Rental properties can provide steady income and potential appreciation. But remember, being a landlord takes work and comes with risks.

REITs offer an easier way to invest in real estate. They trade like stocks and pay regular dividends. Many millionaires include REITs in their portfolios.

Don’t forget about other assets like precious metals or collectibles. These can help diversify your investments and protect against inflation.

Maintaining and Adjusting Your Investment Approach

Your investment approach needs regular care and updates. Keep an eye on your goals, market shifts, and when to get expert help.

Revisiting Your Investment Plan

Check your investment plan often. Look at your goals and risk level. Are they still right for you? Maybe your life has changed. You might need to adjust your asset mix.

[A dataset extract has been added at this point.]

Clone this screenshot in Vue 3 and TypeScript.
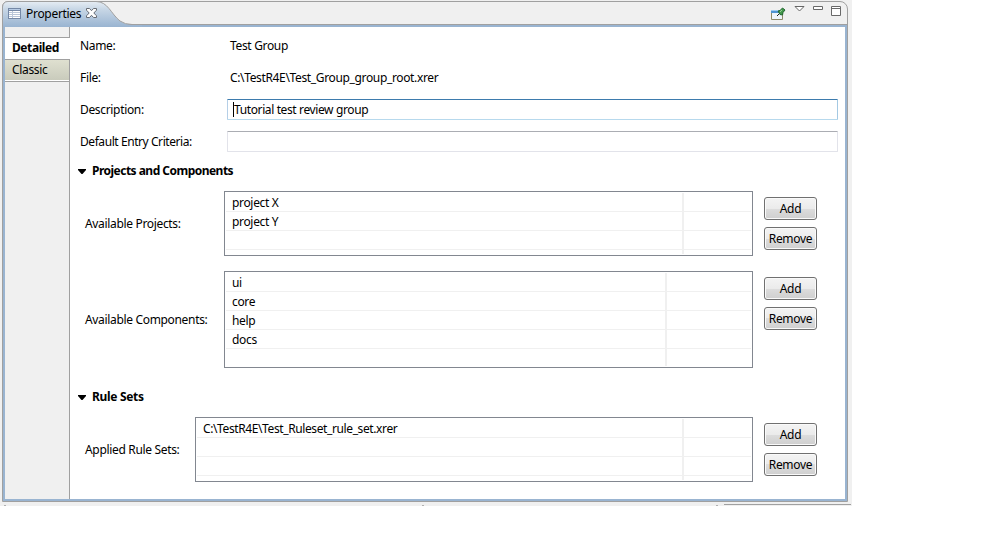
<script setup lang="ts">
interface ListBlock {
  id: string
  label: string
  items: string[]
  rows: number
}

const projects: ListBlock = { id: 'projects', label: 'Available Projects:', items: ['project X', 'project Y'], rows: 3 }
const components: ListBlock = { id: 'components', label: 'Available Components:', items: ['ui', 'core', 'help', 'docs'], rows: 4 }
const ruleSets: ListBlock = { id: 'rules', label: 'Applied Rule Sets:', items: ['C:\\TestR4E\\Test_Ruleset_rule_set.xrer'], rows: 3 }

const sections = [
  { id: 'main', title: 'Projects and Components', blocks: [projects, components] },
  { id: 'sets', title: 'Rule Sets', blocks: [ruleSets] },
]
</script>

<template>
  <div class="workbench">
    <div class="panel">
      <header class="header">
        <svg class="tab-shape" width="140" height="26" viewBox="0 0 140 26">
          <defs>
            <linearGradient id="tabFill" x1="0" y1="0" x2="0" y2="1">
              <stop offset="0" stop-color="#e6edf4" />
              <stop offset="0.3" stop-color="#c8d7e6" />
              <stop offset="1" stop-color="#99b4d1" />
            </linearGradient>
          </defs>
          <path d="M.5 26V6Q1 .5 6 .5H94C106 .5 109 13 118 20Q123 23.5 130 23.5H140V26Z" fill="url(#tabFill)" />
          <path d="M.5 26V6Q1 .5 6 .5H94C106 .5 109 13 118 20Q123 23.5 130 23.5H140" fill="none" stroke="#a0a0a0" />
        </svg>
        <div class="tab">
          <svg width="13" height="11" viewBox="0 0 13 11" shape-rendering="crispEdges">
            <path fill="#7488a6" d="M0 0h13v11H0z" />
            <path fill="#b6cbe5" d="M1 1h11v1H1z" />
            <path fill="#fff" d="M1 3h11v7H1z" />
            <path fill="#b9c6d8" d="M1 4h11v1H1zM1 6h11v1H1zM1 8h11v1H1zM4 3h1v7H4z" />
          </svg>
          <span class="tab-title">Properties</span>
          <svg width="11" height="10" viewBox="0 0 11 10">
            <path d="M.5.5h3l2 2.200 2-2.200h3v1.700L7.800 5l2.700 2.800v1.700h-3l-2-2.200-2 2.200h-3V7.800L3.200 5 .5 2.200Z" fill="#fff" stroke="#666b73" />
          </svg>
        </div>
        <div class="tools">
          <svg class="pin" width="15" height="14" viewBox="0 0 15 14">
            <path d="M.5 4.500h11v8H.5z" fill="#eef5fb" stroke="#8d8a68" />
            <path d="M0 3h9v3H0z" fill="#4f94d2" />
            <path d="M0 3h9v1H0z" fill="#9ccaf0" />
            <path d="m6 9 3-3" stroke="#222" />
            <path d="m7 4 2-.5L11.500 1l2.500 2-2 2.500L11.500 8 9 7.500Z" fill="#43984b" stroke="#226630" />
            <path d="m9 5 2-2" stroke="#94d095" />
          </svg>
          <svg class="menu" width="11" height="6" viewBox="0 0 11 6"><path d="M1 .5h9L5.500 5Z" fill="#fff" stroke="#666" /></svg>
          <svg class="min" width="10" height="4" viewBox="0 0 10 4"><path d="M.5.5h9v3h-9z" fill="#fff" stroke="#696969" /></svg>
          <svg class="max" width="10" height="10" viewBox="0 0 10 10"><path d="M.5.5h9v9h-9zM0 2.500h10" fill="#fff" stroke="#696969" /></svg>
        </div>
      </header>
      <div class="body">
        <nav class="side">
          <div class="side-gap"></div>
          <div class="side-item active"><span>Detailed</span></div>
          <div class="side-item classic"><span>Classic</span></div>
          <div class="side-rest"></div>
        </nav>
        <main class="content">
          <div class="field"><span class="name">Name:</span><span class="value">Test Group</span></div>
          <div class="field"><span class="name">File:</span><span class="value path">C:\TestR4E\Test_Group_group_root.xrer</span></div>
          <div class="field"><span class="name">Description:</span><div class="input focused"><i class="caret"></i><span>Tutorial test review group</span></div></div>
          <div class="field"><span class="name long">Default Entry Criteria:</span><div class="input"></div></div>
          <section v-for="s in sections" :key="s.id" class="section" :class="s.id">
            <h2><svg width="8" height="5" viewBox="0 0 8 5"><path d="M0 0h8v1L4.500 5h-1L0 1Z" /></svg><span>{{ s.title }}</span></h2>
            <div v-for="b in s.blocks" :key="b.id" class="block" :class="b.id">
              <span class="label">{{ b.label }}</span>
              <div class="table">
                <div class="column first">
                  <div v-for="n in b.rows" :key="n" class="row"><span>{{ b.items[n - 1] }}</span></div>
                </div>
                <div class="column">
                  <div v-for="n in b.rows" :key="n" class="row"></div>
                </div>
              </div>
              <div class="buttons"><button>Add</button><button>Remove</button></div>
            </div>
          </section>
        </main>
      </div>
    </div>
    <footer class="footer"><i></i><i></i><i></i><b></b></footer>
  </div>
</template>

<style>
body {
  background: #fff;
}
</style>

<style scoped>
* {
  box-sizing: border-box;
}
.workbench {
  width: 852px;
  height: 506px;
  padding: 1px 0 0 2px;
  background: #f0f0f0;
  font: 12px/16px "Noto Sans", "Open Sans", sans-serif;
  letter-spacing: -0.33px;
  color: #000;
  overflow: hidden;
  white-space: nowrap;
}
.panel {
  width: 846px;
  height: 501px;
  border: 1px solid #a0a0a0;
  border-radius: 6px 8px 0 0;
  display: flex;
  flex-direction: column;
}
.header {
  height: 23px;
  flex: none;
  display: flex;
  justify-content: space-between;
  position: relative;
  border-bottom: 1px solid #a0a0a0;
}
.tab-shape {
  position: absolute;
  left: -1px;
  top: -1px;
}
.tab {
  position: relative;
  display: flex;
  align-items: center;
  height: 22px;
  padding-left: 5px;
}
.tab-title {
  width: 53px;
  margin: 2px 7px 0 5px;
  letter-spacing: -0.3px;
}
.tools {
  display: flex;
  align-items: flex-start;
  padding: 4px 6px 0 0;
}
.pin { margin: 1px 8px 0 0; }
.menu { margin-right: 8px; }
.min { margin-right: 8px; }
.body {
  flex: 1;
  display: flex;
  border: 2px solid #99b4d1;
  background: #fff;
}
.side {
  width: 65px;
  display: flex;
  flex-direction: column;
}
.side-gap {
  height: 11px;
  background: #f0f0f0;
  border-right: 1px solid #a0a0a0;
  border-bottom: 1px solid #a0a0a0;
}
.side-item {
  height: 21px;
  padding: 2px 0 0 7px;
}
.active {
  font-weight: 700;
  letter-spacing: -0.42px;
  background: #fff;
}
.classic {
  height: 23px;
  border: 1px solid #a0a0a0;
  border-left: 0;
  background: linear-gradient(#dfe0d0, #c8cabb);
  box-shadow: inset 0 -1px #fff;
}
.side-rest {
  flex: 1;
  background: #f0f0f0;
  border-right: 1px solid #a0a0a0;
}
.content {
  flex: 1;
  padding: 3px 7px 0 10px;
}
.field {
  height: 32px;
  display: flex;
  align-items: center;
}
.name {
  width: 147px;
}
.long {
  letter-spacing: -0.43px;
}
.value {
  margin-left: 3px;
}
.path {
  letter-spacing: -0.35px;
}
.input {
  flex: 1;
  height: 21px;
  margin-top: -1px;
  padding: 0 0 0 5px;
  display: flex;
  align-items: center;
  border: 1px solid #e2e3ea;
  border-top-color: #abadb3;
  border-radius: 1px;
  letter-spacing: -0.38px;
}
.focused {
  border-color: #3d7bad #a4c9e3 #b7d9ed #b5cfe7;
}
.caret {
  width: 1px;
  height: 15px;
  background: #000;
}
.section {
  padding-top: 5px;
}
.section + .section {
  padding-top: 21px;
}
h2 {
  margin: 0;
  height: 16px;
  display: flex;
  align-items: center;
  gap: 6px;
  font-size: 12px;
  line-height: 16px;
}
h2 svg {
  margin-left: -2px;
}
.main h2 {
  letter-spacing: -0.52px;
}
.block {
  height: 65px;
  margin-top: 12px;
  padding-left: 5px;
  display: flex;
}
.components {
  height: 97px;
  margin-top: 15px;
}
.label {
  align-self: center;
  width: 139px;
}
.table {
  width: 529px;
  border: 1px solid #828790;
  padding: 1px;
  display: flex;
}
.column {
  flex: 1;
}
.first {
  flex: none;
  width: 458px;
  border-right: 2px solid #f0f0f0;
}
.components .first { width: 441px; }
.rules .first { width: 487px; }
.rules .label { width: 110px; }
.rules .table { width: 558px; }
.rules .row { letter-spacing: -0.39px; }
.row {
  height: 19px;
  padding-left: 6px;
  line-height: 19px;
  border-bottom: 1px solid #f0f0f0;
}
.buttons {
  padding: 6px 0 0 11px;
  display: flex;
  flex-direction: column;
  gap: 7px;
}
button {
  width: 53px;
  height: 23px;
  flex: none;
  padding: 0;
  border: 1px solid #707070;
  border-radius: 3px;
  box-shadow: inset 0 0 0 1px #fafafa;
  background: linear-gradient(#f2f2f2 0 10%, #ebebeb 50%, #dddddd 50%, #cfcfcf);
  color: #000;
  font: inherit;
  letter-spacing: -0.3px;
}
.footer {
  height: 4px;
  display: flex;
  padding-top: 2px;
}
.footer i {
  flex: none;
  width: 2px;
  height: 1px;
  margin: 1px 416px 0 2px;
  background: #b0b0b0;
}
.footer i + i { margin: 1px 292px 0 0; }
.footer i + i + i { margin: 1px 6px 0 0; }
.footer b {
  width: 127px;
  flex: none;
  border-top: 1px solid #a0a0a0;
}
</style>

Think about your net worth and income. Have they gone up or down? This can affect how much risk you can take. You may want to change your stocks and bonds balance.

Don’t forget about taxes. Some investments offer tax breaks. Look into contribution limits for retirement accounts. You might be able to save more and pay less tax.

Responding to Market Changes

Markets go up and down. Don’t panic when they drop. Stick to your long-term plan. But be ready to make smart moves when needed.

Look for chances to buy when prices are low. This can boost your returns over time. Be careful with risky bets, though. Speculation can lead to big losses.

Keep your asset mix in check. If stocks grow a lot, you might have too much risk. Sell some and buy other assets to stay balanced. This helps manage your risk and return.

When To Seek Professional Advice

Sometimes, you need expert help. A financial advisor can give you tips on complex money matters. They can also help with big life changes or tricky tax issues.

Think about getting help if you’re not sure about your investment choices. An advisor can look at your whole money picture. They might spot things you missed.

You might also want help as you get closer to retirement. An expert can help you shift from growing your money to using it wisely. They can also suggest the best ways to invest for your needs.